There are various charitable organizations that can help out with these things. You may even be inspired to donate to one on behalf of someone you care about.
While this sentiment is always admirable, you may want to do your homework first to make sure that you are donating to an organization that is reputable and is likely to put your money to good and honest use.
‘Worst charities’ list hits the news
Kathy Latour, a blogger for Cure magazine, recently came across an article from the Tampa Bay Times that discussed the worst charities in the U.S. Appallingly, many of these organizations touted themselves as champions for cancer-related causes.
Why did these groups earn the dubious distinction as the worst charities? As it turns out, significant proportions of the donations they receive from good-hearted, hard-working citizens don’t actually fund the charitable work they promote. Instead, they go into the wallets of the administrators behind the organizations, who spend them on lavish cars and houses.

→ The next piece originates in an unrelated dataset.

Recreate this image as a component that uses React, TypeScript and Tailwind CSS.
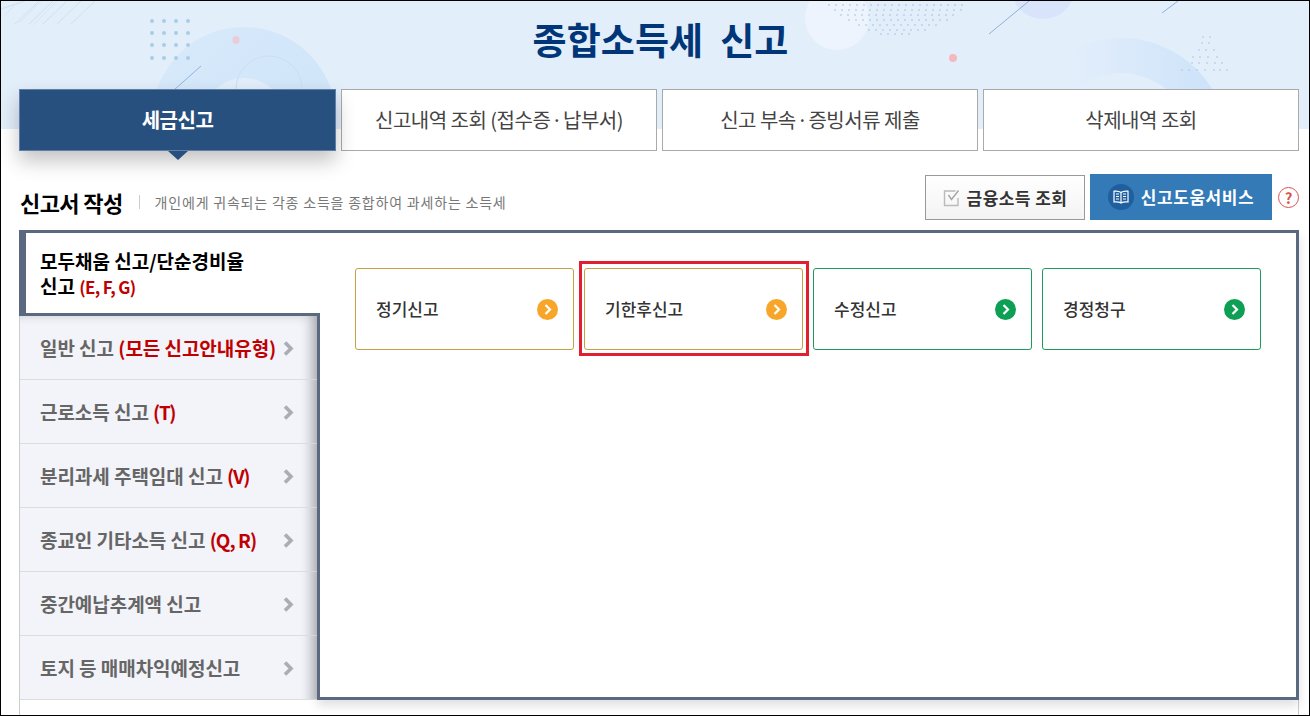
const FONT = "font-['Noto_Sans_CJK_KR','Noto_Sans',sans-serif]";

const Banner = () => {
  const leftDots = [151, 163, 175, 187];
  const leftRows = [20, 32, 44, 57];
  const fanRows = [
    { y: 4, from: 828, to: 966 },
    { y: 9, from: 834, to: 960 },
    { y: 14, from: 840, to: 954 },
    { y: 19, from: 848, to: 946 },
    { y: 24, from: 858, to: 938 },
    { y: 29, from: 868, to: 926 },
    { y: 33, from: 880, to: 912 },
  ];
  const triRows = [
    { y: 36, xs: [1202, 1209] },
    { y: 42, xs: [1201, 1208] },
    { y: 49, xs: [1198, 1205, 1213] },
    { y: 56, xs: [1192, 1199, 1207, 1216] },
    { y: 62, xs: [1191, 1198, 1206, 1214, 1221] },
    { y: 69, xs: [1181, 1188, 1196, 1204, 1213, 1219, 1226] },
  ];
  return (
    <svg className="absolute inset-0" width="1308" height="128" viewBox="0 0 1308 128">
      <defs>
        <linearGradient id="ring-left" x1="0" y1="0" x2="1" y2="1">
          <stop offset="0" stopColor="#d8eafb" />
          <stop offset="1" stopColor="#cde3f9" />
        </linearGradient>
        <linearGradient id="ring-right" x1="0" y1="0" x2="1" y2="0">
          <stop offset="0.25" stopColor="#e3eefb" />
          <stop offset="1" stopColor="#cbe2f9" />
        </linearGradient>
      </defs>
      {[0, 14, 28, 42, 56, 70].map((x) => (
        <path key={x} d={`M${x} ${x === 0 ? 8 : 23}L${x + 24} 0`} stroke="#cfdff0" strokeWidth="1" />
      ))}
      <path d="M4 14L18 0M18 22L40 0M32 24L56 0" stroke="#d6e4f3" strokeWidth="1" />
      <path fillRule="evenodd" fill="url(#ring-left)" d="M151 118a92 92 0 1 1 184 0a92 92 0 1 1-184 0zM202 118a41 41 0 1 0 82 0a41 41 0 1 0-82 0z" />
      <circle cx="268" cy="88" r="33" fill="none" stroke="#cbdef3" />
      <path d="M173 89L200 65" stroke="#8fb4de" />
      <ellipse cx="235" cy="39" rx="3.5" ry="4" fill="#eccbd8" />
      {leftRows.map((y) =>
        leftDots.map((x) => <circle key={`${x}-${y}`} cx={x} cy={y} r="2" fill="#a9cde6" />)
      )}
      <circle cx="836" cy="17" r="32" fill="#edf4fd" />
      {fanRows.map((row) =>
        Array.from({ length: Math.floor((row.to - row.from) / 7) + 1 }, (_, i) => (
          <circle key={`${row.y}-${i}`} cx={row.from + i * 7} cy={row.y} r="0.8" fill="#a5bcdc" />
        ))
      )}
      <circle cx="1042" cy="-14" r="32" fill="#d9e3fa" />
      <path d="M988 33L1028 0M1161 12L1177 0" stroke="#8fb0dc" />
      <circle cx="952" cy="57" r="4" fill="#f4b9bc" />
      <path fillRule="evenodd" fill="url(#ring-right)" d="M1013 144a107 107 0 1 1 214 0a107 107 0 1 1-214 0zM1048 144a72 72 0 1 0 144 0a72 72 0 1 0-144 0z" />
      {triRows.map((row) =>
        row.xs.map((x) => <circle key={`${x}-${row.y}`} cx={x} cy={row.y} r="0.8" fill="#aebfda" />)
      )}
    </svg>
  );
};

const TopTabs = () => {
  const tabs = [
    ["신고내역 조회 (접수증", "납부서)"],
    ["신고 부속", "증빙서류 제출"],
    ["삭제내역 조회"],
  ];
  return (
    <div className="relative -mt-[40px] flex gap-[5px] pl-[18px] pr-[10px]">
      <div className="relative flex h-[62px] w-[317px] items-center justify-center border border-[#5f7fa6] bg-[#27507f] text-[20px] font-bold tracking-[-0.5px] text-white shadow-[0_10px_20px_rgba(0,0,0,0.24)]">
        세금신고
        <span className="absolute left-[148px] top-[61px] h-0 w-0 border-x-[10px] border-t-[9px] border-x-transparent border-t-[#27507f]" />
      </div>
      {tabs.map(([first, second]) => (
        <div
          key={first}
          className="flex h-[62px] w-[316px] items-center justify-center border border-[#aaaaaa] bg-white text-[20px] tracking-[-0.5px] text-[#444444]"
        >
          {first}
          {second && <span className="mx-[1px]">·</span>}
          {second}
        </div>
      ))}
    </div>
  );
};

const CheckIcon = () => (
  <svg width="18" height="18" viewBox="0 0 18 18" fill="none">
    <path d="M15 9V16.5H1.5V2H12.5" stroke="#bbbbbb" strokeWidth="1.4" />
    <path d="M5.5 6L8.5 10.5L15.5 1.5" stroke="#a5a5a5" strokeWidth="1.4" />
  </svg>
);

const BookIcon = () => (
  <span className="flex h-[26px] w-[26px] items-center justify-center rounded-full bg-[#1f5f9f]">
    <svg width="16" height="14" viewBox="0 0 16 14" fill="none" stroke="#ffffff" strokeWidth="1.2">
      <path d="M8 2.5C6.5 1.2 4 1 1 1.2V12C4 11.8 6.5 12 8 13C9.5 12 12 11.8 15 12V1.2C12 1 9.5 1.2 8 2.5V13" />
      <path d="M3 4H6M3 6.5H6M3 9H6M10 4H13M10 6.5H13M10 9H13" />
    </svg>
  </span>
);

const TitleRow = () => (
  <div className="mt-[23px] flex h-[46px] items-center justify-between pl-[19px] pr-[10px]">
    <div className="flex items-center pt-[10px]">
      <h2 className="text-[22px] font-bold leading-[30px] tracking-[-0.6px] text-black">신고서 작성</h2>
      <span className="ml-[16px] h-[14px] w-px bg-[#cccccc]" />
      <span className="ml-[15px] text-[14px] tracking-[0.8px] text-[#777777]">
        개인에게 귀속되는 각종 소득을 종합하여 과세하는 소득세
      </span>
    </div>
    <div className="flex items-center">
      <button className="mt-px flex h-[45px] w-[160px] items-center justify-center gap-[6px] border border-[#999999] bg-linear-to-b from-white to-[#f3f3f3] text-[17px] font-bold tracking-[0.45px] text-[#333333]">
        <CheckIcon />
        금융소득 조회
      </button>
      <button className="ml-[5px] flex h-[46px] w-[182px] items-center justify-center gap-[7px] bg-[#337ab7] text-[17px] font-bold tracking-[0.55px] text-white">
        <BookIcon />
        신고도움서비스
      </button>
      <span className="ml-[6px] flex h-[21px] w-[21px] items-center justify-center rounded-full border-[1.5px] border-[#d9534f] text-[15px] font-bold leading-none text-[#d9534f]">
        ?
      </span>
    </div>
  </div>
);

const Chevron = () => (
  <svg width="11" height="15" viewBox="0 0 11 15" fill="none">
    <path d="M2 1.5L8 7.5L2 13.5" stroke="#a9adb6" strokeWidth="3.6" />
  </svg>
);

const menuItems = [
  { label: "일반 신고", code: "(모든 신고안내유형)", codeClass: "text-[#c00000]" },
  { label: "근로소득 신고", code: "(T)", codeClass: "text-[#c00000] tracking-[-1.4px]" },
  { label: "분리과세 주택임대 신고", code: "(V)", codeClass: "text-[#c00000] tracking-[-1.4px]" },
  { label: "종교인 기타소득 신고", code: "(Q, R)", codeClass: "text-[#c00000] tracking-[-1px]" },
  { label: "중간예납추계액 신고", code: "", codeClass: "" },
  { label: "토지 등 매매차익예정신고", code: "", codeClass: "" },
];

const SideMenu = () => (
  <div className="w-[297px]">
    <div className="relative z-10 -ml-px h-[86px] w-[301px] border-y-[3px] border-l-[7px] border-[#5a6880] bg-white pl-[14px] pt-[15px] text-[19px] font-bold leading-[25px] text-black">
      모두채움 신고/단순경비율
      <br />
      신고 <span className="text-[17px] tracking-[-0.7px] text-[#c00000]">(E, F, G)</span>
    </div>
    <ul className="bg-[#f3f4fa] shadow-[inset_-16px_8px_12px_-10px_rgba(0,0,0,0.24)]">
      {menuItems.map((item) => (
        <li
          key={item.label}
          className="flex h-[64px] items-center justify-between border-b border-[#dddddd] pl-[20px] pr-[23px] pt-px text-[19px] font-bold tracking-[-0.05px] text-[#666666]"
        >
          <span>
            {item.label}{" "}
            {item.code && <span className={item.codeClass}>{item.code}</span>}
          </span>
          <Chevron />
        </li>
      ))}
    </ul>
  </div>
);

const ArrowDot = ({ color }: { color: string }) => (
  <span className={`flex h-[21px] w-[21px] items-center justify-center rounded-full ${color}`}>
    <svg width="8" height="11" viewBox="0 0 8 11" fill="none">
      <path d="M1.5 1L6 5.5L1.5 10" stroke="#ffffff" strokeWidth="2.2" />
    </svg>
  </span>
);

const cards = [
  { label: "정기신고", border: "border-[#c5a240]", dot: "bg-[#f8a62a]", marked: false },
  { label: "기한후신고", border: "border-[#c5a240]", dot: "bg-[#f8a62a]", marked: true },
  { label: "수정신고", border: "border-[#1d9a5c]", dot: "bg-[#0d9f54]", marked: false },
  { label: "경정청구", border: "border-[#1d9a5c]", dot: "bg-[#0d9f54]", marked: false },
];

const ReportPanel = () => (
  <div className="-mr-px h-[470px] flex-1 border-[3px] border-[#5a6880] bg-white pl-[35px] pt-[35px] shadow-[0_6px_10px_rgba(0,0,0,0.12)]">
    <div className="flex gap-[10px]">
      {cards.map((card) => (
        <div
          key={card.label}
          className={`relative flex h-[82px] w-[219px] items-center justify-between rounded-[3px] border pl-[20px] pr-[15px] text-[17px] font-medium text-[#333333] ${card.border}`}
        >
          <span className="-mt-px">{card.label}</span>
          <ArrowDot color={card.dot} />
          {card.marked && (
            <span className="absolute -bottom-[7px] -left-[6px] -right-[7px] -top-[8px] border-[3px] border-[#e0202e]" />
          )}
        </div>
      ))}
    </div>
  </div>
);

export default function App() {
  return (
    <div className={`h-[716px] w-[1310px] overflow-hidden border border-black bg-white ${FONT}`}>
      <header className="relative h-[128px] bg-[#e3eefb]">
        <Banner />
        <h1 className="relative pl-[11px] pt-[13px] text-center text-[37px] font-bold leading-[50px] tracking-[0.1px] text-[#003678]">
          종합소득세&nbsp; 신고
        </h1>
      </header>
      <TopTabs />
      <TitleRow />
      <div className="ml-[18px] mr-[10px] mt-[10px] flex h-[490px] border-x border-[#cccccc]">
        <SideMenu />
        <ReportPanel />
      </div>
    </div>
  );
}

Here’s what Latour had to say on the matter:
“Nonprofits are awarded their status by the IRS based on having a board of directors and a mission. It’s not hard to do, which makes fraud easy. A legitimate nonprofit takes lots of hard work to raise money and to provide a mission. This doesn’t mean there is no paid staff. Nonprofits have to be run like a business, and because of fraud, the IRS now has a ruling that you can walk into any nonprofit and ask for their 990, which is documentation of what they have raised and what they declared to the IRS. Of course, those documents can also be falsified. So there are professional organizations who judge the legitimacy of nonprofits to help us know where to give money.”
Who should you donate to?
Latour then talked about a website that can help charitable people select the best recipients of their donations. Charity Navigator rates various organizations based on how they spend their donations. The website also provides a handy list with tips for consumers who wish to weed out unscrupulous and fraudulent charities.
Among the most important tips are avoiding groups that use middlemen to solicit donations, paying attention to organizations that have names similar to more reputable charities, confirming a group’s 501(c)(3) Status and obtaining copies of financial records.
Every year, more than 9,900 people in the U.S. die from asbestos-related diseases. That’s a relatively small number compared to other forms of cancer, but that doesn’t make the experience any less devastating for patients or their families. This is most definitely a worthy cause for charity.